EPA Bringing Asbestos Back– One of the Deadliest Workplace Toxins in Existence

EPA Bringing Asbestos Back– One of the Deadliest Workplace Toxins in Existence
EPA Bringing Asbestos Back– One of the Deadliest Workplace Toxins in Existence

Over the summer, the Environmental Protection Agency (EPA) Office of Pollution Prevention and Toxics announced a proposed “Significant New Use Rule” (SNUR) for asbestos, an undisputed carcinogen. SNURs are a mechanism within the Toxic Substances Control Act (TSCA) that require the EPA to specifically approve a chemical when it is used in a significantly new way or in a significantly new mixture. Sadly, for potentially tens of thousands of unsuspecting American workers and their loved ones, it appears that this EPA is using a SNUR process, in a particularly cruel bit of political doublethink that could easily increase American lung cancer and mesothelioma deaths, to quietly expand asbestos usage in the United States under the (false) guise of an “unprecedented” set of new protections against the dangers of asbestos which require manufacturers “to receive EPA approval before starting or resuming manufacturing, and importing or processing of asbestos” to hear former EPA Administrator Scott Pruitt (who resigned amid accusations of misconduct) tell it.

A substance like asbestos, that everyone agrees causes terminal, human cancers, does not need a SNUR process, because it doesn’t matter if asbestos is being used in a new way or in a new mixture. It is always going to be a deadly poison with no known safe level of exposure. Period. In fact, it is precisely because the health and litigation risks of asbestos are so great that there are many unregulated uses for asbestos that are nevertheless effectively dead. But, the current administration seeks to change all that, by using the SNUR process to grant formal approval to some, if not many, of those uses if they pass a safety review that many scientists find flawed.

The TSCA was undergoing a major overhaul that began under the Obama administration and then transitioned when the Trump administration took over. But the new EPA has “reinterpreted” the TSCA mandate in radically divergent ways that, instead of protecting American workers, as originally intended (by simply banning all currently unregulated uses of asbestos for instance), now look to put a potentially large swath of the working public and their loved ones (who face the risk of second-hand contamination), at even greater risk of contracting terminal cancer. A leaked opinion from EPA lawyer Mark Seltzer, an attorney advisor to the EPA Chemical Risk and Reporting Enforcement Branch who worked on the SNUR and openly concluded that: “This new approach allows asbestos-containing products that are not currently used to be used in the future.”
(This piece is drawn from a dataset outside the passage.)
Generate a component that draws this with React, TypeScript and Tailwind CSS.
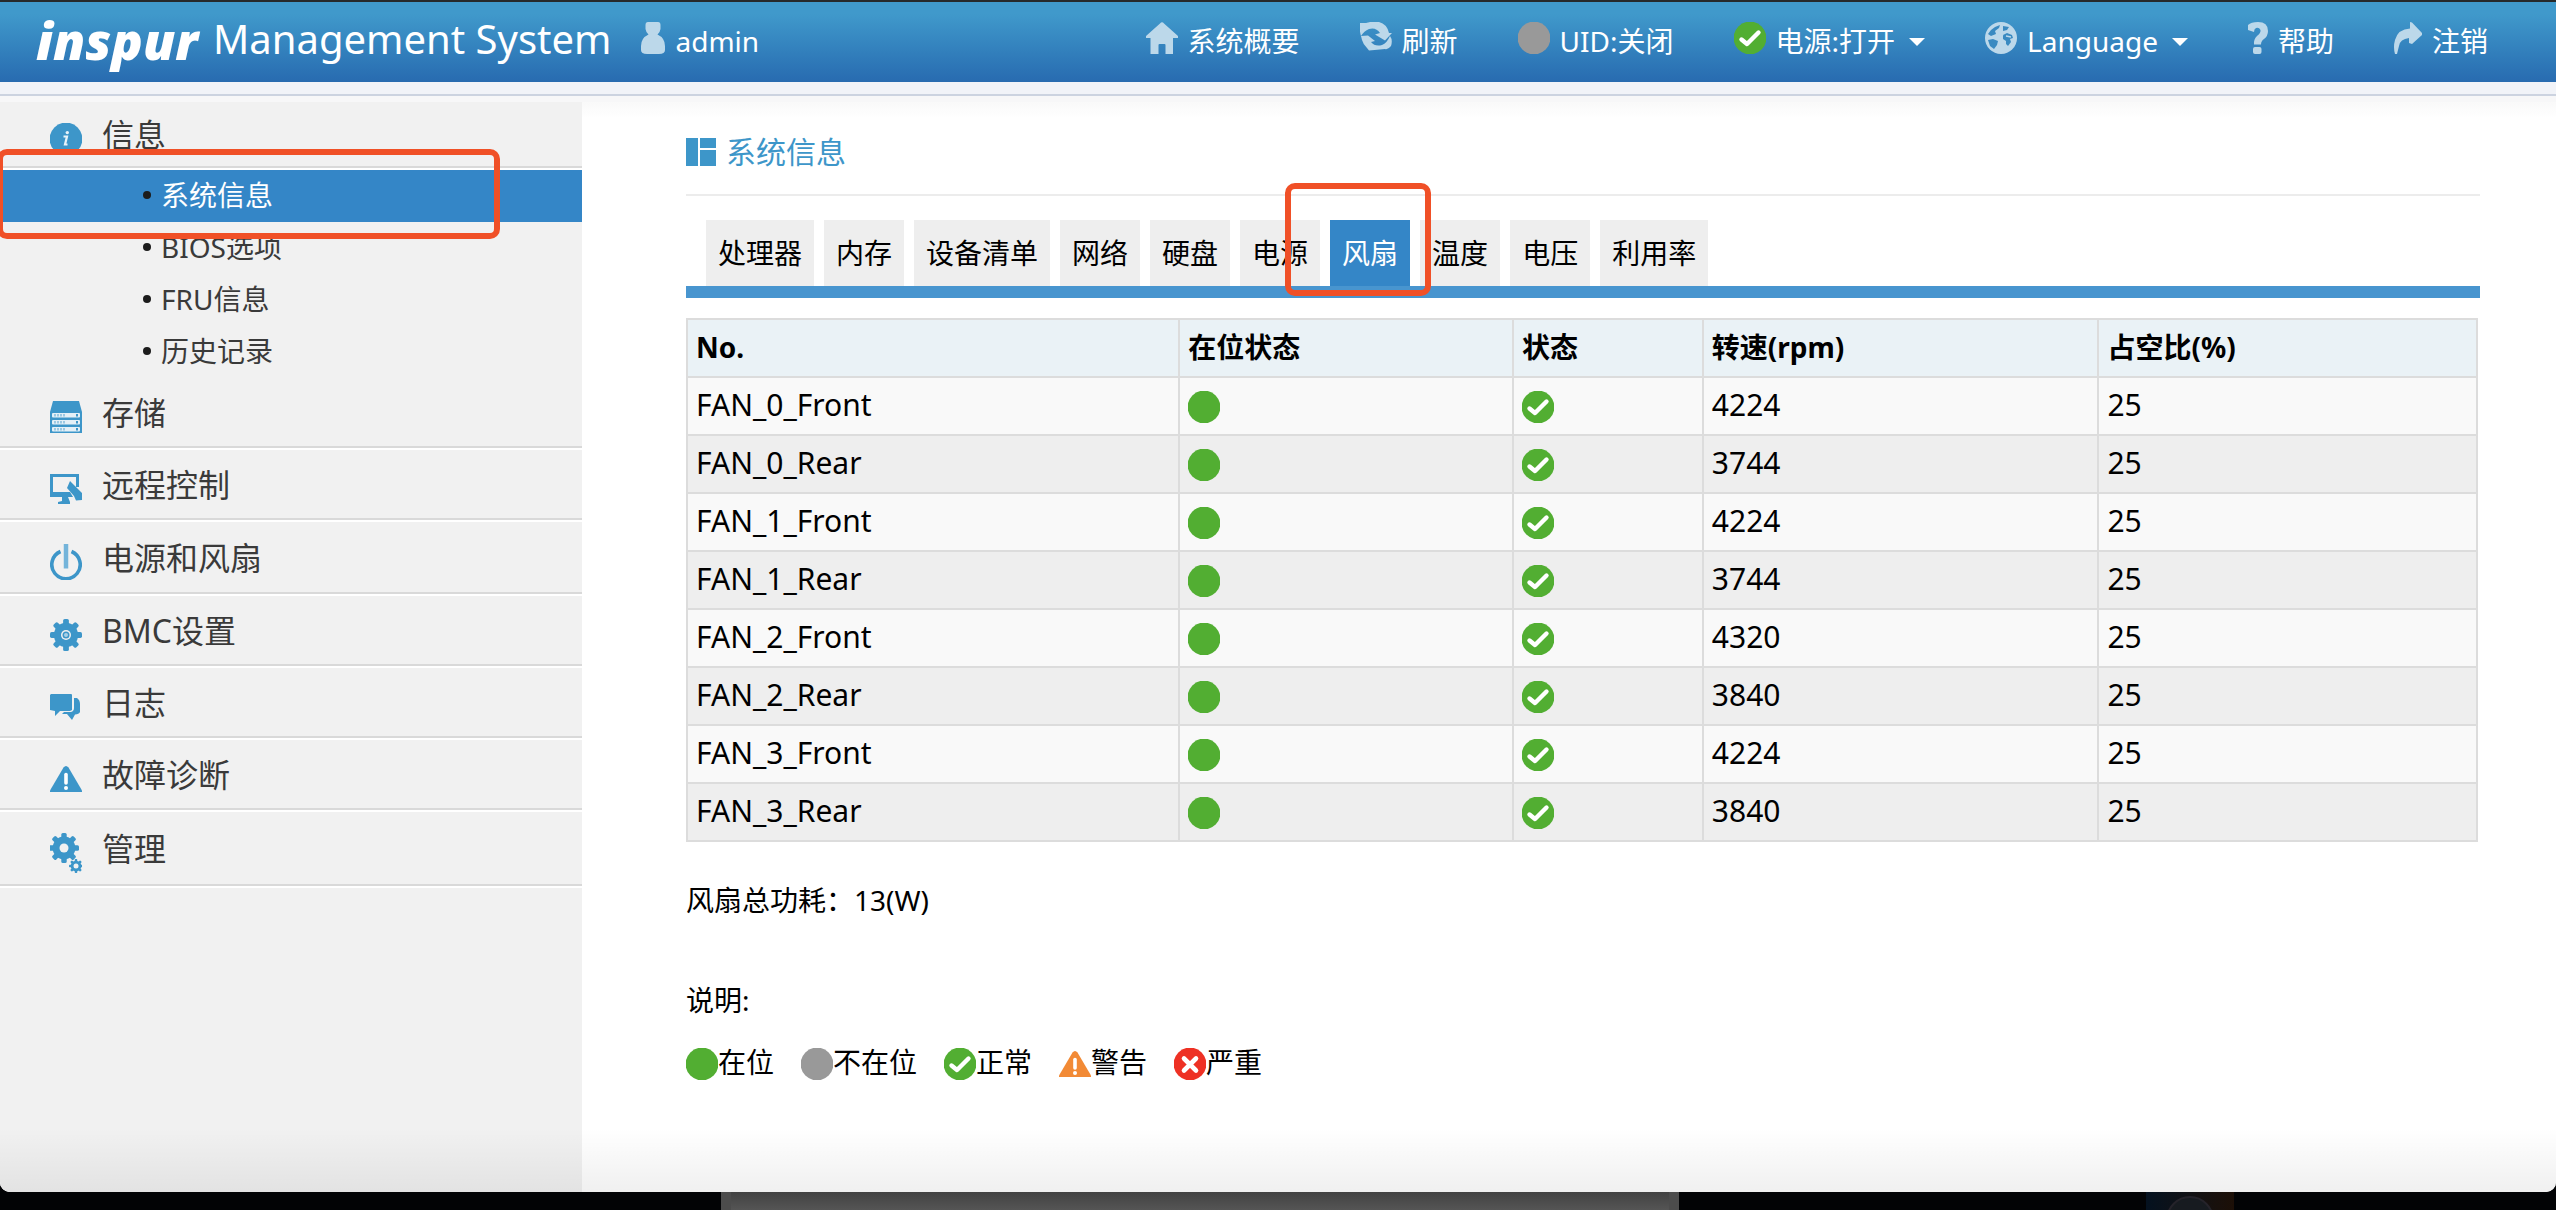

According to critics, the path to this new future use lies with the way this EPA is using the SNUR for asbestos. First, the SNUR concerns only 15 specific uses the EPA “believes” to be comprehensive. Only addressing a few potential uses sets up the argument that anything outside those 15 listed uses, are not of concern and can be legally implemented. Second, and most troubling, is the way this EPA will evaluate the risk of these “currently unregulated former uses.” Its approach is not include information from existing uses of asbestos, notwithstanding the significant body of scientific work around the health risks stemming from those uses. This means that the known dangers posed by, for example, asbestos-containing tiles, adhesives and piping in millions of homes and commercial buildings nationwide, the 8.8 million pounds a year of asbestos deposited in hazardous landfills or the 13.1 million pounds discarded in routine dump sites, will not be considered in determining whether a particular use of asbestos is safe. Making it easier to say something is safe by simply ignoring a century’s worth of the uncontroversial science on asbestos as a human carcinogen, means far fewer restrictions or prohibitions will be placed on the use of asbestos.

But it won’t matter to the landfill worker or the pipefitter or the father and son doing demolition whether the EPA declared the original use of the asbestos safe, when they’re moving it around or tearing it off and breathing it in. It won’t matter to their spouses or their children when they get terminal cancer decades down the road from doing dad’s asbestos-contaminated laundry. Unfortunately, I have seen, up close and personal, the devastating, awful toll that lax laws and political cover-ups, like these, have taken on the American workforce. This kind of dirty politics, putting people’s lives on the line in the name of “infinite growth” (in stock price), should have remained a long-dead relic of a dark period in American history. We need industries and lawmakers that work to create a future, not steal one from others.